Your objective: Write out the full listing exactly as given, minus the images.

Supplied material:
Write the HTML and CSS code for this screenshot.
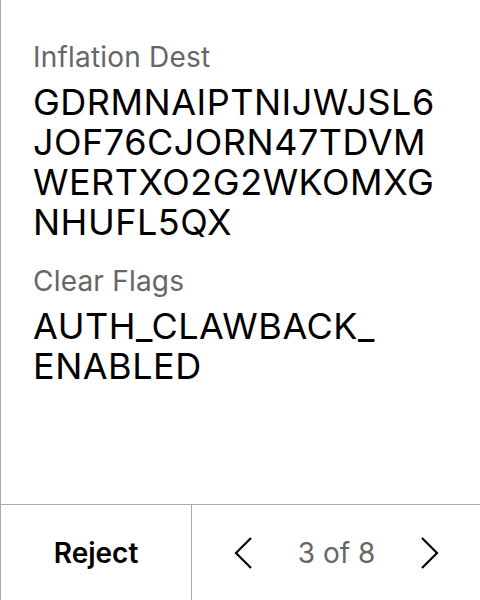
FILE: index.html
```html
<!DOCTYPE html>
<html>
<head>
<meta charset="utf-8">
<link rel="stylesheet" href="styles.css">
</head>
<body>
<div class="screen">
  <main class="details">
    <section class="field">
      <div class="label">Inflation Dest</div>
      <div class="value key">GDRMNAIPTNIJWJSL6JOF76CJORN47TDVMWERTXO2G2WKOMXGNHUFL5QX</div>
    </section>
    <section class="field">
      <div class="label">Clear Flags</div>
      <div class="value">AUTH_CLAWBACK_<wbr>ENABLED</div>
    </section>
  </main>
  <footer class="bar">
    <button class="reject">Reject</button>
    <div class="pager">
      <button class="chev" aria-label="Previous">
        <svg width="24" height="34" viewBox="0 0 24 34"><polyline points="20,2 5,17 20,32" fill="none" stroke="#000" stroke-width="2.2"/></svg>
      </button>
      <span class="count">3 of 8</span>
      <button class="chev" aria-label="Next">
        <svg width="24" height="34" viewBox="0 0 24 34"><polyline points="4,2 19,17 4,32" fill="none" stroke="#000" stroke-width="2.2"/></svg>
      </button>
    </div>
  </footer>
</div>
</body>
</html>
```
FILE: styles.css
```css
html, body {
  margin: 0;
  padding: 0;
  background: #fff;
}
.screen {
  width: 480px;
  height: 600px;
  box-sizing: border-box;
  border-left: 1px solid #aaa;
  display: flex;
  flex-direction: column;
  font-family: Inter, "Noto Sans", sans-serif;
  color: #000;
}
.details {
  flex: 1;
  padding: 40px 40px 0 32px;
  display: flex;
  flex-direction: column;
  gap: 22px;
}
.field {
  display: flex;
  flex-direction: column;
  gap: 8px;
}
.label {
  font-size: 28px;
  line-height: 34px;
  letter-spacing: 0.2px;
  color: #666;
}
.value {
  font-size: 36px;
  line-height: 40px;
  letter-spacing: 0.5px;
  color: #000;
}
.key {
  word-break: break-all;
}
.bar {
  height: 95px;
  border-top: 1px solid #aaa;
  display: flex;
}
button {
  font-family: inherit;
  background: none;
  border: 0;
  padding: 0;
  margin: 0;
  color: inherit;
}
.reject {
  width: 191px;
  border-right: 1px solid #aaa;
  font-size: 28px;
  font-weight: 600;
  color: #000;
}
.pager {
  flex: 1;
  display: flex;
  align-items: center;
  justify-content: space-between;
  padding: 0 38px 0 39px;
}
.chev {
  display: flex;
  width: 24px;
  height: 34px;
}
.count {
  font-size: 28px;
  color: #666;
}
```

Full output:
Write the HTML and CSS code for this screenshot.
FILE: index.html
```html
<!DOCTYPE html>
<html>
<head>
<meta charset="utf-8">
<link rel="stylesheet" href="styles.css">
</head>
<body>
<div class="screen">
  <main class="details">
    <section class="field">
      <div class="label">Inflation Dest</div>
      <div class="value key">GDRMNAIPTNIJWJSL6JOF76CJORN47TDVMWERTXO2G2WKOMXGNHUFL5QX</div>
    </section>
    <section class="field">
      <div class="label">Clear Flags</div>
      <div class="value">AUTH_CLAWBACK_<wbr>ENABLED</div>
    </section>
  </main>
  <footer class="bar">
    <button class="reject">Reject</button>
    <div class="pager">
      <button class="chev" aria-label="Previous">
        <svg width="24" height="34" viewBox="0 0 24 34"><polyline points="20,2 5,17 20,32" fill="none" stroke="#000" stroke-width="2.2"/></svg>
      </button>
      <span class="count">3 of 8</span>
      <button class="chev" aria-label="Next">
        <svg width="24" height="34" viewBox="0 0 24 34"><polyline points="4,2 19,17 4,32" fill="none" stroke="#000" stroke-width="2.2"/></svg>
      </button>
    </div>
  </footer>
</div>
</body>
</html>
```
FILE: styles.css
```css
html, body {
  margin: 0;
  padding: 0;
  background: #fff;
}
.screen {
  width: 480px;
  height: 600px;
  box-sizing: border-box;
  border-left: 1px solid #aaa;
  display: flex;
  flex-direction: column;
  font-family: Inter, "Noto Sans", sans-serif;
  color: #000;
}
.details {
  flex: 1;
  padding: 40px 40px 0 32px;
  display: flex;
  flex-direction: column;
  gap: 22px;
}
.field {
  display: flex;
  flex-direction: column;
  gap: 8px;
}
.label {
  font-size: 28px;
  line-height: 34px;
  letter-spacing: 0.2px;
  color: #666;
}
.value {
  font-size: 36px;
  line-height: 40px;
  letter-spacing: 0.5px;
  color: #000;
}
.key {
  word-break: break-all;
}
.bar {
  height: 95px;
  border-top: 1px solid #aaa;
  display: flex;
}
button {
  font-family: inherit;
  background: none;
  border: 0;
  padding: 0;
  margin: 0;
  color: inherit;
}
.reject {
  width: 191px;
  border-right: 1px solid #aaa;
  font-size: 28px;
  font-weight: 600;
  color: #000;
}
.pager {
  flex: 1;
  display: flex;
  align-items: center;
  justify-content: space-between;
  padding: 0 38px 0 39px;
}
.chev {
  display: flex;
  width: 24px;
  height: 34px;
}
.count {
  font-size: 28px;
  color: #666;
}
```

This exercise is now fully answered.